- Your goal: Make an exact copy of all the material below, apart from the pictures.

- Data shown:
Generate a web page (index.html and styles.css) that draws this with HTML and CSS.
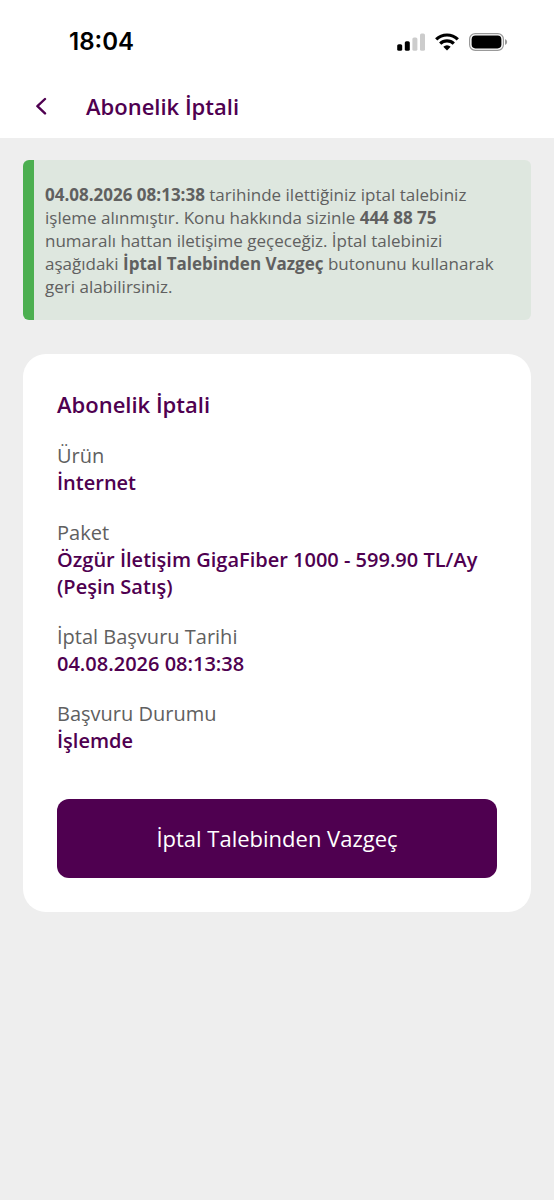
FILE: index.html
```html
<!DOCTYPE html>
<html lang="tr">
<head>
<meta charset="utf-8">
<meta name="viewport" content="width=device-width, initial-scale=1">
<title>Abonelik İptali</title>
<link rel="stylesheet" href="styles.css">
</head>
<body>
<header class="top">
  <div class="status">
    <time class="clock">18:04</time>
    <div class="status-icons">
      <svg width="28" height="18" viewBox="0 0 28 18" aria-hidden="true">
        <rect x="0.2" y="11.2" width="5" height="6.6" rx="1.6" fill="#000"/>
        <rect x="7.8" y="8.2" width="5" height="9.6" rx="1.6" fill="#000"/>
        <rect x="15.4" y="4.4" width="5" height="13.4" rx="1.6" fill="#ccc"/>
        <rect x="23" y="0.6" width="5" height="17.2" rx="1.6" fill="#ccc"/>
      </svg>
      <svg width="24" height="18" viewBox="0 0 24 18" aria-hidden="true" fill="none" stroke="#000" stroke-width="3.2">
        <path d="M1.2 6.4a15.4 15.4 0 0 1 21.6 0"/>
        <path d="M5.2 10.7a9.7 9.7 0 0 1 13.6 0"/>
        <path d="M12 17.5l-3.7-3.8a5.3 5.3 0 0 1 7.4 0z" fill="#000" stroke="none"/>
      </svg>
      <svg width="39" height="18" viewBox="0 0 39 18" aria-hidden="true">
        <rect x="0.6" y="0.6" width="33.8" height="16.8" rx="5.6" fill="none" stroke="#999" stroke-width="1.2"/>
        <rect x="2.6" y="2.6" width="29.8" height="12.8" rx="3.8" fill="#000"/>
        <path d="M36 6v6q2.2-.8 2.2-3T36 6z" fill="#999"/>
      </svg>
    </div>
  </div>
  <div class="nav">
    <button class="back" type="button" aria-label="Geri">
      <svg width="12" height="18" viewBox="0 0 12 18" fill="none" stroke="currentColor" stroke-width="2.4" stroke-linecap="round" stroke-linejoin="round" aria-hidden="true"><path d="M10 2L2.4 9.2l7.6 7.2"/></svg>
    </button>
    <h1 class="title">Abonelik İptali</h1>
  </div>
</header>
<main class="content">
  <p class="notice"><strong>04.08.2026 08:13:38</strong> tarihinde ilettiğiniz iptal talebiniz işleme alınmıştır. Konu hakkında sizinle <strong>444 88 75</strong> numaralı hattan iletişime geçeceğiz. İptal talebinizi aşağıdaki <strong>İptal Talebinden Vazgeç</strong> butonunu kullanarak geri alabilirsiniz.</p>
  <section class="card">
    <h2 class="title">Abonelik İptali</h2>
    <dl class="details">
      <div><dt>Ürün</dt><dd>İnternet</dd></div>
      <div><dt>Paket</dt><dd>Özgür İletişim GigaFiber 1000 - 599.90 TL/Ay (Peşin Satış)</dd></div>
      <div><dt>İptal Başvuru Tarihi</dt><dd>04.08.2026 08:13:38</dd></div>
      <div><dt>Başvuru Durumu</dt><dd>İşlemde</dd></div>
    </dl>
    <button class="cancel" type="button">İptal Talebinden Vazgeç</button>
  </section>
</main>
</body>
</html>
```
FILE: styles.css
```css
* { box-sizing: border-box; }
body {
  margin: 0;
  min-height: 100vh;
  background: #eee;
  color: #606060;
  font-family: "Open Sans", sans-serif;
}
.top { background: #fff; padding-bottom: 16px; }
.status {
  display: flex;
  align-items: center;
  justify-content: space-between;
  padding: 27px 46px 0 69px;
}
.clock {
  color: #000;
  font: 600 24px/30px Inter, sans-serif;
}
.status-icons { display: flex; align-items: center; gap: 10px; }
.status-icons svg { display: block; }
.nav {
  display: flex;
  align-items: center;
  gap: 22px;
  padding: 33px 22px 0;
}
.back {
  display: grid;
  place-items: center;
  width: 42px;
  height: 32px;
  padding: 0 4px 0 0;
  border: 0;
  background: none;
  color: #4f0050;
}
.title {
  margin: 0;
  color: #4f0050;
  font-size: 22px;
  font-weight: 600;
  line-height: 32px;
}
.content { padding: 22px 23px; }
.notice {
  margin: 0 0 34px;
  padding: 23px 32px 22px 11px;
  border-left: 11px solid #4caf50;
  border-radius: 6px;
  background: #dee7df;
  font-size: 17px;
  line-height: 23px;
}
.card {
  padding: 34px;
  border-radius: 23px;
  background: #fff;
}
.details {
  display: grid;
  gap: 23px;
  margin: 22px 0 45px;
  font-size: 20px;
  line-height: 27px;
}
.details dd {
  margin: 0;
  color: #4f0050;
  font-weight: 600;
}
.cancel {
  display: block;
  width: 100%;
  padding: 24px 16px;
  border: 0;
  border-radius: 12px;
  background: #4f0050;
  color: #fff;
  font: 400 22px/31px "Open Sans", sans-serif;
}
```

- Solution for this task:
Generate a web page (index.html and styles.css) that draws this with HTML and CSS.
FILE: index.html
```html
<!DOCTYPE html>
<html lang="tr">
<head>
<meta charset="utf-8">
<meta name="viewport" content="width=device-width, initial-scale=1">
<title>Abonelik İptali</title>
<link rel="stylesheet" href="styles.css">
</head>
<body>
<header class="top">
  <div class="status">
    <time class="clock">18:04</time>
    <div class="status-icons">
      <svg width="28" height="18" viewBox="0 0 28 18" aria-hidden="true">
        <rect x="0.2" y="11.2" width="5" height="6.6" rx="1.6" fill="#000"/>
        <rect x="7.8" y="8.2" width="5" height="9.6" rx="1.6" fill="#000"/>
        <rect x="15.4" y="4.4" width="5" height="13.4" rx="1.6" fill="#ccc"/>
        <rect x="23" y="0.6" width="5" height="17.2" rx="1.6" fill="#ccc"/>
      </svg>
      <svg width="24" height="18" viewBox="0 0 24 18" aria-hidden="true" fill="none" stroke="#000" stroke-width="3.2">
        <path d="M1.2 6.4a15.4 15.4 0 0 1 21.6 0"/>
        <path d="M5.2 10.7a9.7 9.7 0 0 1 13.6 0"/>
        <path d="M12 17.5l-3.7-3.8a5.3 5.3 0 0 1 7.4 0z" fill="#000" stroke="none"/>
      </svg>
      <svg width="39" height="18" viewBox="0 0 39 18" aria-hidden="true">
        <rect x="0.6" y="0.6" width="33.8" height="16.8" rx="5.6" fill="none" stroke="#999" stroke-width="1.2"/>
        <rect x="2.6" y="2.6" width="29.8" height="12.8" rx="3.8" fill="#000"/>
        <path d="M36 6v6q2.2-.8 2.2-3T36 6z" fill="#999"/>
      </svg>
    </div>
  </div>
  <div class="nav">
    <button class="back" type="button" aria-label="Geri">
      <svg width="12" height="18" viewBox="0 0 12 18" fill="none" stroke="currentColor" stroke-width="2.4" stroke-linecap="round" stroke-linejoin="round" aria-hidden="true"><path d="M10 2L2.4 9.2l7.6 7.2"/></svg>
    </button>
    <h1 class="title">Abonelik İptali</h1>
  </div>
</header>
<main class="content">
  <p class="notice"><strong>04.08.2026 08:13:38</strong> tarihinde ilettiğiniz iptal talebiniz işleme alınmıştır. Konu hakkında sizinle <strong>444 88 75</strong> numaralı hattan iletişime geçeceğiz. İptal talebinizi aşağıdaki <strong>İptal Talebinden Vazgeç</strong> butonunu kullanarak geri alabilirsiniz.</p>
  <section class="card">
    <h2 class="title">Abonelik İptali</h2>
    <dl class="details">
      <div><dt>Ürün</dt><dd>İnternet</dd></div>
      <div><dt>Paket</dt><dd>Özgür İletişim GigaFiber 1000 - 599.90 TL/Ay (Peşin Satış)</dd></div>
      <div><dt>İptal Başvuru Tarihi</dt><dd>04.08.2026 08:13:38</dd></div>
      <div><dt>Başvuru Durumu</dt><dd>İşlemde</dd></div>
    </dl>
    <button class="cancel" type="button">İptal Talebinden Vazgeç</button>
  </section>
</main>
</body>
</html>
```
FILE: styles.css
```css
* { box-sizing: border-box; }
body {
  margin: 0;
  min-height: 100vh;
  background: #eee;
  color: #606060;
  font-family: "Open Sans", sans-serif;
}
.top { background: #fff; padding-bottom: 16px; }
.status {
  display: flex;
  align-items: center;
  justify-content: space-between;
  padding: 27px 46px 0 69px;
}
.clock {
  color: #000;
  font: 600 24px/30px Inter, sans-serif;
}
.status-icons { display: flex; align-items: center; gap: 10px; }
.status-icons svg { display: block; }
.nav {
  display: flex;
  align-items: center;
  gap: 22px;
  padding: 33px 22px 0;
}
.back {
  display: grid;
  place-items: center;
  width: 42px;
  height: 32px;
  padding: 0 4px 0 0;
  border: 0;
  background: none;
  color: #4f0050;
}
.title {
  margin: 0;
  color: #4f0050;
  font-size: 22px;
  font-weight: 600;
  line-height: 32px;
}
.content { padding: 22px 23px; }
.notice {
  margin: 0 0 34px;
  padding: 23px 32px 22px 11px;
  border-left: 11px solid #4caf50;
  border-radius: 6px;
  background: #dee7df;
  font-size: 17px;
  line-height: 23px;
}
.card {
  padding: 34px;
  border-radius: 23px;
  background: #fff;
}
.details {
  display: grid;
  gap: 23px;
  margin: 22px 0 45px;
  font-size: 20px;
  line-height: 27px;
}
.details dd {
  margin: 0;
  color: #4f0050;
  font-weight: 600;
}
.cancel {
  display: block;
  width: 100%;
  padding: 24px 16px;
  border: 0;
  border-radius: 12px;
  background: #4f0050;
  color: #fff;
  font: 400 22px/31px "Open Sans", sans-serif;
}
```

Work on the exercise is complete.